— begin —

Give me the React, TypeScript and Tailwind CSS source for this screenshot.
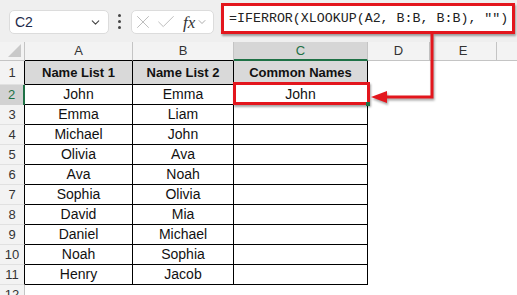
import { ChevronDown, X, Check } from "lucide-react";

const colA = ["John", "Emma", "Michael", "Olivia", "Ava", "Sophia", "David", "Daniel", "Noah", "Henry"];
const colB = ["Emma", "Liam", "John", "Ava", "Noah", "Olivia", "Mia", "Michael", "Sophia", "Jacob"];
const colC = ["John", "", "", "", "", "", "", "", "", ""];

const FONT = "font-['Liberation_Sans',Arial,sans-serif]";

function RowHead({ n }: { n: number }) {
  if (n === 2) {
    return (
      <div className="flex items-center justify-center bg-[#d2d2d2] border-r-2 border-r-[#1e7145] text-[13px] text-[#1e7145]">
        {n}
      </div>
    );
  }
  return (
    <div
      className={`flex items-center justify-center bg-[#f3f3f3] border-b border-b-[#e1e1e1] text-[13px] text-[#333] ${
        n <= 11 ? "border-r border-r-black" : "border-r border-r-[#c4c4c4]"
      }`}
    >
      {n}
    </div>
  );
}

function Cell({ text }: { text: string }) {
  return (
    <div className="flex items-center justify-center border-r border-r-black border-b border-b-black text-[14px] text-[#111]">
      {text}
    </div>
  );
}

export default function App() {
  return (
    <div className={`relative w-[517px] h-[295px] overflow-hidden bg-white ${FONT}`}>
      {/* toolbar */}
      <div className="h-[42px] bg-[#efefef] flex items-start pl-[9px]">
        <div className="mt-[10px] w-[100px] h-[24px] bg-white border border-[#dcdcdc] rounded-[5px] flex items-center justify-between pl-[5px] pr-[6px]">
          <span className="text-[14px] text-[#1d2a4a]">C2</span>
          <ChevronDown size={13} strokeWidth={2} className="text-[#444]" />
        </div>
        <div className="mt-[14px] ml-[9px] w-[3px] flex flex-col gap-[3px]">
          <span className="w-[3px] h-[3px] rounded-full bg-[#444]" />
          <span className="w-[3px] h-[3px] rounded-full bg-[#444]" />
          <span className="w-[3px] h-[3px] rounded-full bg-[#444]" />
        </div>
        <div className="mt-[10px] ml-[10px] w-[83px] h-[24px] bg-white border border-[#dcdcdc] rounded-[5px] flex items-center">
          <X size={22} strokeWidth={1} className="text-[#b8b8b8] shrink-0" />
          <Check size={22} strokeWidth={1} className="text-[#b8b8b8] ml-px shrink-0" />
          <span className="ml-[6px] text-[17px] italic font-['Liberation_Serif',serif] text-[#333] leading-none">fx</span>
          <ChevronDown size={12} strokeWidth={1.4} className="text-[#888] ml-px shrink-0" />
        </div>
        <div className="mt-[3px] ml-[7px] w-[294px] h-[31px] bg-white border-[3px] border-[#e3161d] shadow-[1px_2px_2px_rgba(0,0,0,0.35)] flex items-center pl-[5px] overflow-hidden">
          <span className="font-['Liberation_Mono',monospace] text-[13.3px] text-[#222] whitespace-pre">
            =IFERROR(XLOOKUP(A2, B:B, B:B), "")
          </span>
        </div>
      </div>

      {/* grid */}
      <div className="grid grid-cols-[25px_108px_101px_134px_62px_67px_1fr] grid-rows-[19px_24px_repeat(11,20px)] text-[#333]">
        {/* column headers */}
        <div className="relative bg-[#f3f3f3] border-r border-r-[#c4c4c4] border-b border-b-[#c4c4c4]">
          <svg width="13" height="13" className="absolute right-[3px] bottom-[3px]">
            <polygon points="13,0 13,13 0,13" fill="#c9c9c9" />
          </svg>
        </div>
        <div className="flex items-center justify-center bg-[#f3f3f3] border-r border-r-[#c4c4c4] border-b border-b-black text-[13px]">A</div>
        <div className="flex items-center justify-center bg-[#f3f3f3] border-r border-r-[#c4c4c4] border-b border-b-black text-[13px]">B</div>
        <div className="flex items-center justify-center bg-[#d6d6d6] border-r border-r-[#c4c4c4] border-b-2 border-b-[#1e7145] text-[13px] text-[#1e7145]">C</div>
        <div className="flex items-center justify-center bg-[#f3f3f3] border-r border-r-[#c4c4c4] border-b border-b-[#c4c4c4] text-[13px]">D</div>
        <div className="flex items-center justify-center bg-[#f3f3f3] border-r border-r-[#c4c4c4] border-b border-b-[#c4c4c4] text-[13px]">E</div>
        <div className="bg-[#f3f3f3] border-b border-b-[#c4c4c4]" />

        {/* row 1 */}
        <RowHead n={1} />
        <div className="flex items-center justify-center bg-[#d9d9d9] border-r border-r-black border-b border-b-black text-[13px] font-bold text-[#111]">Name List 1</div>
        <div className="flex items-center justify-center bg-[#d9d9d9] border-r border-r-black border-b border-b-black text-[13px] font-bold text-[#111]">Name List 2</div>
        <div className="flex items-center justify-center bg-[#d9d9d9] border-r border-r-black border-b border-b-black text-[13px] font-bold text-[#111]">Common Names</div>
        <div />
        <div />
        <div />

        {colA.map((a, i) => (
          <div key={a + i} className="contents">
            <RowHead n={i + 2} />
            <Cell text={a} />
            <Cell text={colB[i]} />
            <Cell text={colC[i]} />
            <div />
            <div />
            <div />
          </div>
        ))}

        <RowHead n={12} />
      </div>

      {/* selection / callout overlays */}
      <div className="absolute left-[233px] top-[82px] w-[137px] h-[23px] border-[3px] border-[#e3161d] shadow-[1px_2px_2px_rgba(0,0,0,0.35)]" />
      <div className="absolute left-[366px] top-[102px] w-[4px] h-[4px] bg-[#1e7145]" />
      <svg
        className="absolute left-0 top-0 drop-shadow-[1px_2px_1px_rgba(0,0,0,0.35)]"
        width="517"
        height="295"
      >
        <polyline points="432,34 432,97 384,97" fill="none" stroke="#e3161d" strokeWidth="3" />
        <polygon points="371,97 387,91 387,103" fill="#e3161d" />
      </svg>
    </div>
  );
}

— end —

Transcribe all of the material exactly, leaving out whatever pictures it contains.

Give me the React, TypeScript and Tailwind CSS source for this screenshot.
import { ChevronDown, X, Check } from "lucide-react";

const colA = ["John", "Emma", "Michael", "Olivia", "Ava", "Sophia", "David", "Daniel", "Noah", "Henry"];
const colB = ["Emma", "Liam", "John", "Ava", "Noah", "Olivia", "Mia", "Michael", "Sophia", "Jacob"];
const colC = ["John", "", "", "", "", "", "", "", "", ""];

const FONT = "font-['Liberation_Sans',Arial,sans-serif]";

function RowHead({ n }: { n: number }) {
  if (n === 2) {
    return (
      <div className="flex items-center justify-center bg-[#d2d2d2] border-r-2 border-r-[#1e7145] text-[13px] text-[#1e7145]">
        {n}
      </div>
    );
  }
  return (
    <div
      className={`flex items-center justify-center bg-[#f3f3f3] border-b border-b-[#e1e1e1] text-[13px] text-[#333] ${
        n <= 11 ? "border-r border-r-black" : "border-r border-r-[#c4c4c4]"
      }`}
    >
      {n}
    </div>
  );
}

function Cell({ text }: { text: string }) {
  return (
    <div className="flex items-center justify-center border-r border-r-black border-b border-b-black text-[14px] text-[#111]">
      {text}
    </div>
  );
}

export default function App() {
  return (
    <div className={`relative w-[517px] h-[295px] overflow-hidden bg-white ${FONT}`}>
      {/* toolbar */}
      <div className="h-[42px] bg-[#efefef] flex items-start pl-[9px]">
        <div className="mt-[10px] w-[100px] h-[24px] bg-white border border-[#dcdcdc] rounded-[5px] flex items-center justify-between pl-[5px] pr-[6px]">
          <span className="text-[14px] text-[#1d2a4a]">C2</span>
          <ChevronDown size={13} strokeWidth={2} className="text-[#444]" />
        </div>
        <div className="mt-[14px] ml-[9px] w-[3px] flex flex-col gap-[3px]">
          <span className="w-[3px] h-[3px] rounded-full bg-[#444]" />
          <span className="w-[3px] h-[3px] rounded-full bg-[#444]" />
          <span className="w-[3px] h-[3px] rounded-full bg-[#444]" />
        </div>
        <div className="mt-[10px] ml-[10px] w-[83px] h-[24px] bg-white border border-[#dcdcdc] rounded-[5px] flex items-center">
          <X size={22} strokeWidth={1} className="text-[#b8b8b8] shrink-0" />
          <Check size={22} strokeWidth={1} className="text-[#b8b8b8] ml-px shrink-0" />
          <span className="ml-[6px] text-[17px] italic font-['Liberation_Serif',serif] text-[#333] leading-none">fx</span>
          <ChevronDown size={12} strokeWidth={1.4} className="text-[#888] ml-px shrink-0" />
        </div>
        <div className="mt-[3px] ml-[7px] w-[294px] h-[31px] bg-white border-[3px] border-[#e3161d] shadow-[1px_2px_2px_rgba(0,0,0,0.35)] flex items-center pl-[5px] overflow-hidden">
          <span className="font-['Liberation_Mono',monospace] text-[13.3px] text-[#222] whitespace-pre">
            =IFERROR(XLOOKUP(A2, B:B, B:B), "")
          </span>
        </div>
      </div>

      {/* grid */}
      <div className="grid grid-cols-[25px_108px_101px_134px_62px_67px_1fr] grid-rows-[19px_24px_repeat(11,20px)] text-[#333]">
        {/* column headers */}
        <div className="relative bg-[#f3f3f3] border-r border-r-[#c4c4c4] border-b border-b-[#c4c4c4]">
          <svg width="13" height="13" className="absolute right-[3px] bottom-[3px]">
            <polygon points="13,0 13,13 0,13" fill="#c9c9c9" />
          </svg>
        </div>
        <div className="flex items-center justify-center bg-[#f3f3f3] border-r border-r-[#c4c4c4] border-b border-b-black text-[13px]">A</div>
        <div className="flex items-center justify-center bg-[#f3f3f3] border-r border-r-[#c4c4c4] border-b border-b-black text-[13px]">B</div>
        <div className="flex items-center justify-center bg-[#d6d6d6] border-r border-r-[#c4c4c4] border-b-2 border-b-[#1e7145] text-[13px] text-[#1e7145]">C</div>
        <div className="flex items-center justify-center bg-[#f3f3f3] border-r border-r-[#c4c4c4] border-b border-b-[#c4c4c4] text-[13px]">D</div>
        <div className="flex items-center justify-center bg-[#f3f3f3] border-r border-r-[#c4c4c4] border-b border-b-[#c4c4c4] text-[13px]">E</div>
        <div className="bg-[#f3f3f3] border-b border-b-[#c4c4c4]" />

        {/* row 1 */}
        <RowHead n={1} />
        <div className="flex items-center justify-center bg-[#d9d9d9] border-r border-r-black border-b border-b-black text-[13px] font-bold text-[#111]">Name List 1</div>
        <div className="flex items-center justify-center bg-[#d9d9d9] border-r border-r-black border-b border-b-black text-[13px] font-bold text-[#111]">Name List 2</div>
        <div className="flex items-center justify-center bg-[#d9d9d9] border-r border-r-black border-b border-b-black text-[13px] font-bold text-[#111]">Common Names</div>
        <div />
        <div />
        <div />

        {colA.map((a, i) => (
          <div key={a + i} className="contents">
            <RowHead n={i + 2} />
            <Cell text={a} />
            <Cell text={colB[i]} />
            <Cell text={colC[i]} />
            <div />
            <div />
            <div />
          </div>
        ))}

        <RowHead n={12} />
      </div>

      {/* selection / callout overlays */}
      <div className="absolute left-[233px] top-[82px] w-[137px] h-[23px] border-[3px] border-[#e3161d] shadow-[1px_2px_2px_rgba(0,0,0,0.35)]" />
      <div className="absolute left-[366px] top-[102px] w-[4px] h-[4px] bg-[#1e7145]" />
      <svg
        className="absolute left-0 top-0 drop-shadow-[1px_2px_1px_rgba(0,0,0,0.35)]"
        width="517"
        height="295"
      >
        <polyline points="432,34 432,97 384,97" fill="none" stroke="#e3161d" strokeWidth="3" />
        <polygon points="371,97 387,91 387,103" fill="#e3161d" />
      </svg>
    </div>
  );
}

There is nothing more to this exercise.